In order to break the the cyclical discussion on trust, I am asking the Charity Commission to do the following:

  1. Provide targeted criticism and insight into the illegal or problematic behaviour it has identified through its regulatory work.

The Charity Commission is the only organisation in the country that has access to large amounts of data about what happens when things go wrong in charities. This information is valuable and charities need access to it if they are going to improve.

If mistakes of the past are not analysed and recommendations published in order to reduce the risk of that problem happening again, we are doomed to repeat them. If this happens we will be stuck in another vicious cycle, one in which the Charity Commission sees the same mistakes being made over and over again and charities not knowing the early warning signals that could perhaps prevent more significant, harmful or serious errors.

  1. Offer a more considered analysis of its research

Making conclusive statements that cannot be supported through the research is damaging to trust. For example, to inform its strategic review the Charity Commission held six focus groups each containing eight or nine participants. That’s 54 people. Yet in her speech at the RSA last week Baroness Stowell said: “We have firm evidence of near universal accord among the public on this basic expectation [that being a registered charity will need to amount to more than it does today if that status is to survive].” If the Commission is to make bold assertions about universal agreement among the public, it must conduct wider and more in-depth research.

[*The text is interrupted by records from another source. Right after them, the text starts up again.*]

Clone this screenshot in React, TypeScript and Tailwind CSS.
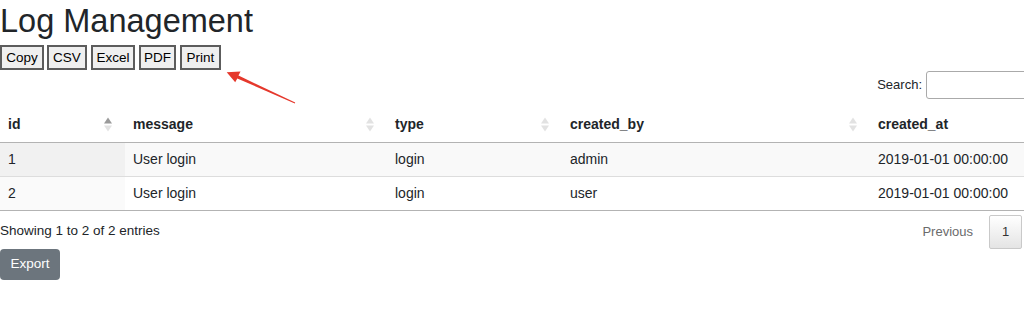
import React from "react";

const font = { fontFamily: '"Liberation Sans", Arial, sans-serif' };

function SortIcon({ active }: { active?: boolean }) {
  return (
    <svg width="8" height="15" viewBox="0 0 8 15" className="shrink-0">
      <polygon points="0,6.5 4,0.5 8,6.5" fill={active ? "#9a9a9a" : "#e2e2e2"} />
      <polygon points="0,8.5 8,8.5 4,14.5" fill="#e2e2e2" />
    </svg>
  );
}

const cols = [
  { key: "id", w: "w-[125px]" },
  { key: "message", w: "w-[262px]" },
  { key: "type", w: "w-[175px]" },
  { key: "created_by", w: "w-[308px]" },
  { key: "created_at", w: "w-[206px]" },
];

const rows = [
  ["1", "User login", "login", "admin", "2019-01-01 00:00:00"],
  ["2", "User login", "login", "user", "2019-01-01 00:00:00"],
];

const buttons = [
  { label: "Copy", cls: "w-[44px]" },
  { label: "CSV", cls: "w-[40px] ml-[3px]" },
  { label: "Excel", cls: "w-[44px] ml-[4px]" },
  { label: "PDF", cls: "w-[37px] ml-[4px]" },
  { label: "Print", cls: "w-[41px] ml-[4px]" },
];

export default function App() {
  return (
    <div className="relative w-[1024px] h-[315px] overflow-hidden bg-white text-[#212529]" style={font}>
      <div className="w-[1076px]">
        <h1 className="pt-[2px] text-[32.5px] leading-[38px] font-medium m-0">Log Management</h1>
        <div className="mt-[5px] flex">
          {buttons.map((b) => (
            <button
              key={b.label}
              className={`${b.cls} h-[25px] p-0 border-2 border-[#5c5c5c] bg-[#efefef] text-[13.5px] leading-none text-black`}
            >
              {b.label}
            </button>
          ))}
        </div>
        <div className="mt-[1px] flex justify-end items-center h-[28px]">
          <span className="text-[13px] mr-[4px]">Search:</span>
          <div className="w-[150px] h-[28px] border border-[#aaaaaa] rounded-[3px] bg-white" />
        </div>
        <table className="mt-[9px] w-full border-collapse text-[14px] table-fixed">
          <thead>
            <tr className="h-[34px] border-b border-[#b3b3b3]">
              {cols.map((c, i) => (
                <th key={c.key} className={`${c.w} p-0 font-bold text-left`}>
                  <div className="flex items-center justify-between pl-[8px] pr-[13px]">
                    <span>{c.key}</span>
                    <SortIcon active={i === 0} />
                  </div>
                </th>
              ))}
            </tr>
          </thead>
          <tbody>
            {rows.map((r, ri) => (
              <tr
                key={ri}
                className={`h-[34px] border-b ${ri === 0 ? "bg-[#f9f9f9] border-[#dddddd]" : "bg-white border-[#b3b3b3]"}`}
              >
                {r.map((v, ci) => (
                  <td
                    key={ci}
                    className={`p-0 pl-[8px] ${ci === 0 ? (ri === 0 ? "bg-[#f1f1f1]" : "bg-[#fafafa]") : ""}`}
                  >
                    {v}
                  </td>
                ))}
              </tr>
            ))}
          </tbody>
        </table>
      </div>
      <div className="w-[1024px] pr-[2px] mt-[4px] flex items-center justify-between h-[34px]">
        <span className="text-[13.5px]">Showing 1 to 2 of 2 entries</span>
        <div className="flex items-center text-[13px]">
          <span className="px-[14px] text-[#6b6b6b]">Previous</span>
          <span className="ml-[2px] w-[33px] h-[34px] flex items-center justify-center border border-[#c9c9c9] rounded-[2px] bg-gradient-to-b from-white to-[#e4e4e4] text-[#333]">
            1
          </span>
        </div>
      </div>
      <button className="block h-[31px] w-[60px] rounded-[4px] bg-[#6c757d] text-white text-[13.5px]">
        Export
      </button>
      <svg className="absolute left-0 top-0 pointer-events-none" width="1024" height="315">
        <polygon
          points="295.2,102.5 238.5,75.6 240.5,71.5 226.7,72.3 235.2,82.3 237.3,78.4 294.8,103.5"
          fill="#e5382c"
        />
      </svg>
    </div>
  );
}
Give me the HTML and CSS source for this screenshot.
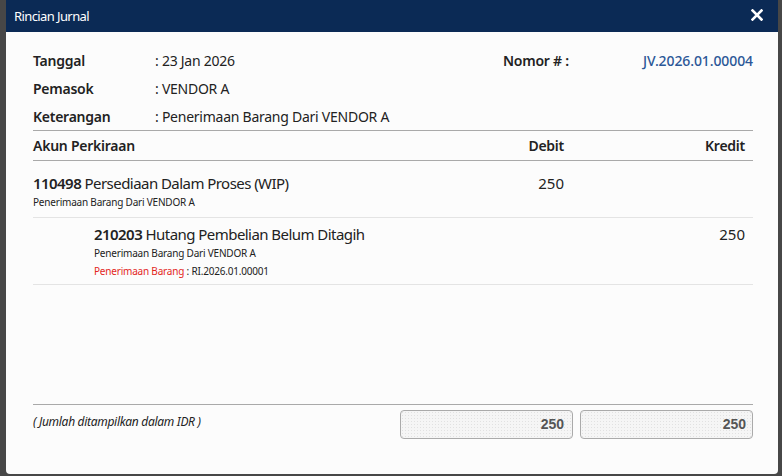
FILE: index.html
```html
<!DOCTYPE html>
<html lang="id">
<head>
  <meta charset="UTF-8">
  <meta name="viewport" content="width=device-width, initial-scale=1.0">
  <title>Rincian Jurnal</title>
  <link rel="stylesheet" href="styles.css">
</head>
<body>

  <div class="modal">
    <div class="modal-head">
      <span class="modal-title">Rincian Jurnal</span>
      <span class="close">
        <svg width="12" height="12" viewBox="0 0 12 12"><path d="M1.5 1.5 L10.5 10.5 M10.5 1.5 L1.5 10.5" stroke="#fff" stroke-width="2.6" stroke-linecap="square"/></svg>
      </span>
    </div>

    <div class="modal-body">
      <div class="info">
        <div class="lbl">Tanggal</div>
        <div class="val">: 23 Jan 2026</div>
        <div class="lbl">Nomor # :</div>
        <div class="nomor">JV.2026.01.00004</div>

        <div class="lbl">Pemasok</div>
        <div class="val wide">: VENDOR A</div>

        <div class="lbl">Keterangan</div>
        <div class="val wide">: Penerimaan Barang Dari VENDOR A</div>
      </div>

      <div class="jurnal">
        <div class="row head">
          <div>Akun Perkiraan</div>
          <div class="num">Debit</div>
          <div class="num kredit">Kredit</div>
        </div>

        <div class="row entry first">
          <div>
            <div class="akun"><b>110498</b> Persediaan Dalam Proses (WIP)</div>
            <div class="sub">Penerimaan Barang Dari VENDOR A</div>
          </div>
          <div class="num amount">250</div>
          <div class="num kredit amount"></div>
        </div>

        <div class="row entry">
          <div class="indent">
            <div class="akun"><b>210203</b> Hutang Pembelian Belum Ditagih</div>
            <div class="sub">Penerimaan Barang Dari VENDOR A</div>
            <div class="sub"><span class="ref">Penerimaan Barang</span> : RI.2026.01.00001</div>
          </div>
          <div class="num amount"></div>
          <div class="num kredit amount">250</div>
        </div>
      </div>

      <div class="total">
        <div class="note">( Jumlah ditampilkan dalam IDR )</div>
        <div class="box">250</div>
        <div class="box kredit">250</div>
      </div>
    </div>
  </div>

</body>
</html>
```

FILE: styles.css
```css
body {
  margin: 0;
  padding: 0;
  height: 476px;
  overflow: hidden;
  background-color: #474747;
  font-family: "Noto Sans", "Open Sans", sans-serif;
  color: #222;
}

.modal {
  margin: 0 4px 0 6px;
  height: 474px;
  background-color: #fcfcfc;
  border-radius: 0 0 4px 4px;
  display: flex;
  flex-direction: column;
}

.modal-head {
  height: 32px;
  background-color: #0b2a55;
  color: white;
  padding: 0 15px 0 8px;
  display: flex;
  align-items: center;
  justify-content: space-between;
}

.modal-title {
  font-size: 13px;
  letter-spacing: -0.6px;
}

.close {
  display: flex;
  margin-top: -2px;
}

.modal-body {
  flex: 1;
  padding: 14px 25px 35px 27px;
  display: flex;
  flex-direction: column;
}

/* header info */
.info {
  display: grid;
  grid-template-columns: 122px 348px 139px 111px;
  grid-auto-rows: 28px;
  align-items: center;
  font-size: 14px;
  letter-spacing: -0.25px;
}

.lbl {
  font-weight: 600;
}

.val.wide {
  grid-column: span 3;
}

.nomor {
  text-align: right;
  color: #2b5797;
  font-weight: 500;
  letter-spacing: -0.1px;
}

/* table */
.jurnal {
  border-top: 1px solid #a9a9a9;
  flex: 1;
}

.row {
  display: grid;
  grid-template-columns: 1fr 173px 173px;
  column-gap: 7px;
}

.num {
  text-align: right;
  padding-right: 9px;
}

.num.kredit {
  padding-right: 8px;
}

.row.head {
  height: 29px;
  align-items: center;
  font-size: 14px;
  font-weight: 600;
  letter-spacing: -0.25px;
  border-bottom: 1px solid #a9a9a9;
}

.row.entry {
  padding: 6px 0 4px;
  border-bottom: 1px solid #e4e4e4;
}

.row.entry.first {
  padding: 12px 0 6px;
}

.akun {
  font-size: 15px;
  line-height: 20px;
  letter-spacing: -0.55px;
}

.akun b {
  font-weight: 600;
}

.sub {
  font-size: 10px;
  line-height: 18px;
  letter-spacing: -0.2px;
}

.ref {
  color: #e3261d;
}

.indent {
  padding-left: 61px;
}

.amount {
  font-size: 15px;
  line-height: 20px;
}

/* footer */
.total {
  display: grid;
  grid-template-columns: 1fr 173px 173px;
  column-gap: 7px;
  border-top: 1px solid #a9a9a9;
  padding-top: 5px;
}

.note {
  font-size: 12px;
  font-style: italic;
  letter-spacing: -0.3px;
  padding-top: 3px;
}

.box {
  height: 27px;
  line-height: 27px;
  border: 1px solid #aaa;
  border-radius: 4px;
  background-color: #f5f5f5;
  background-image: radial-gradient(#e1e1e1 0.6px, transparent 0.8px);
  background-size: 3px 3px;
  text-align: right;
  padding-right: 8px;
  font-family: "Liberation Sans", Arial, sans-serif;
  font-size: 14px;
  font-weight: bold;
  color: #555;
}

.box.kredit {
  padding-right: 6px;
}
```
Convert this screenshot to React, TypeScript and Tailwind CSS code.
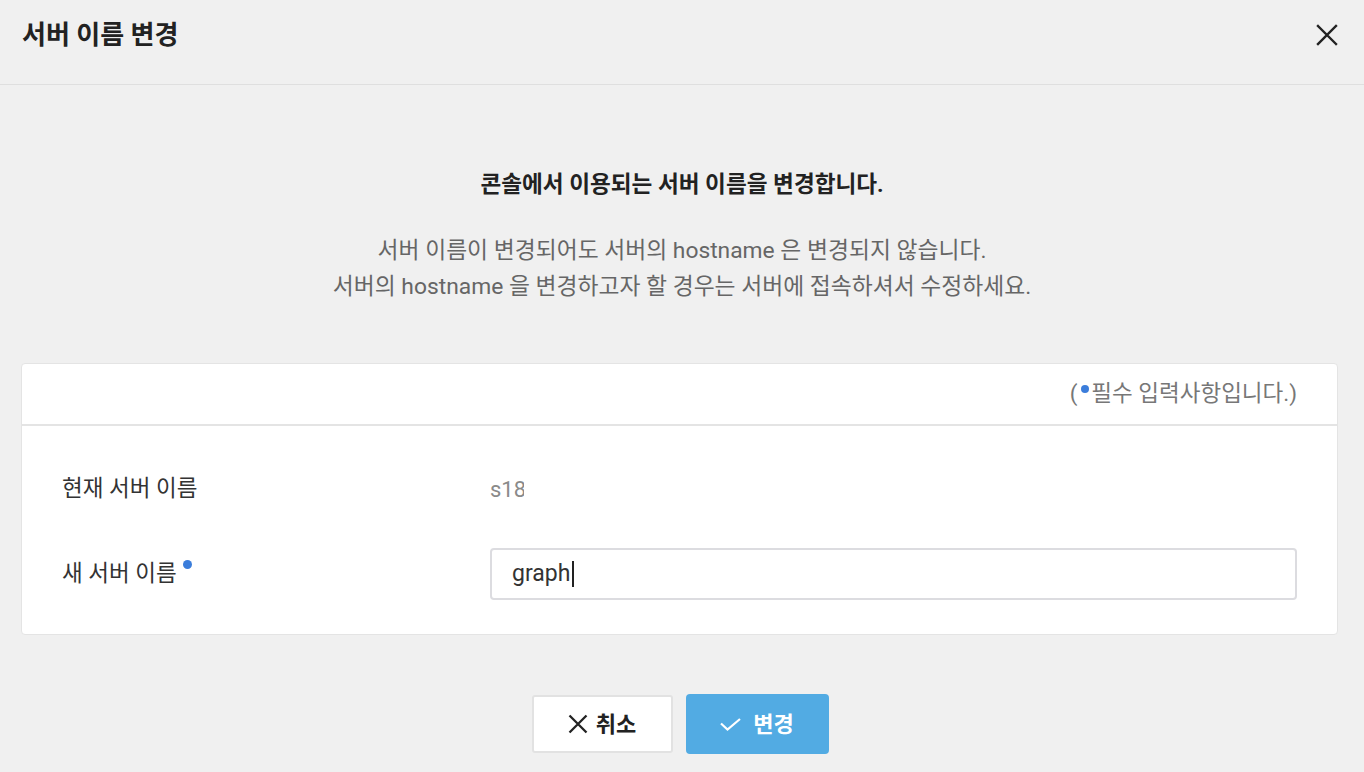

  1. Recognise that ‘the public’ is not a homogenous group and does not speak with a single, coherent voice when asked about charity

On Radio 4’s Today programme last week, Baroness Stowell said her job is to represent the public’s interest to charities and not to represent charities’ interests to the public. I agree that the Charity Commission’s role is not, and should never be to represent charities.  However, members of the public sometimes demonstrate a cognitive dissonance in their attitude towards charities, one that the regulator cannot share if it is to do its job properly.

For example, a participant in one of the Charity Commission’s focus groups said trustees are “well-meaning” but “might not necessarily know the role of a trustee too well”. He suggested that receiving training could be useful, something I agree with. However, a different focus group participant in a different discussion said: “A lot of the charities can be too admin focused, so you don’t actually get the money.”

So should charities spend money on courses to upskill trustees or spend less money on administrative costs?  It is examples like this where the Commission needs to represent the best interests of those that come into contact with charities, whether supporters, donors, beneficiaries, volunteers, staff or trustees. None of these groups are well served by a charity that is too scared to send its leaders on courses lest the regulator accuses it of being out of touch with the public.

We look forward to hearing more about the Charity Commission’s strategic objectives. They have the potential to improve practice in the charity sector. However if the Charity Commission continues to communicate in a way that we think is more harmful then helpful, we will continue to be vocal about it.  In her speech at the RSA Baroness Stowell said that she will not measure the Commission’s success on how many public fights she picks with charities; equally we don’t measure ACEVO’s success on how many fights we pick with the Charity Commission. We both want the same thing and I hope that the future sees more constructive public debate about how we achieve that.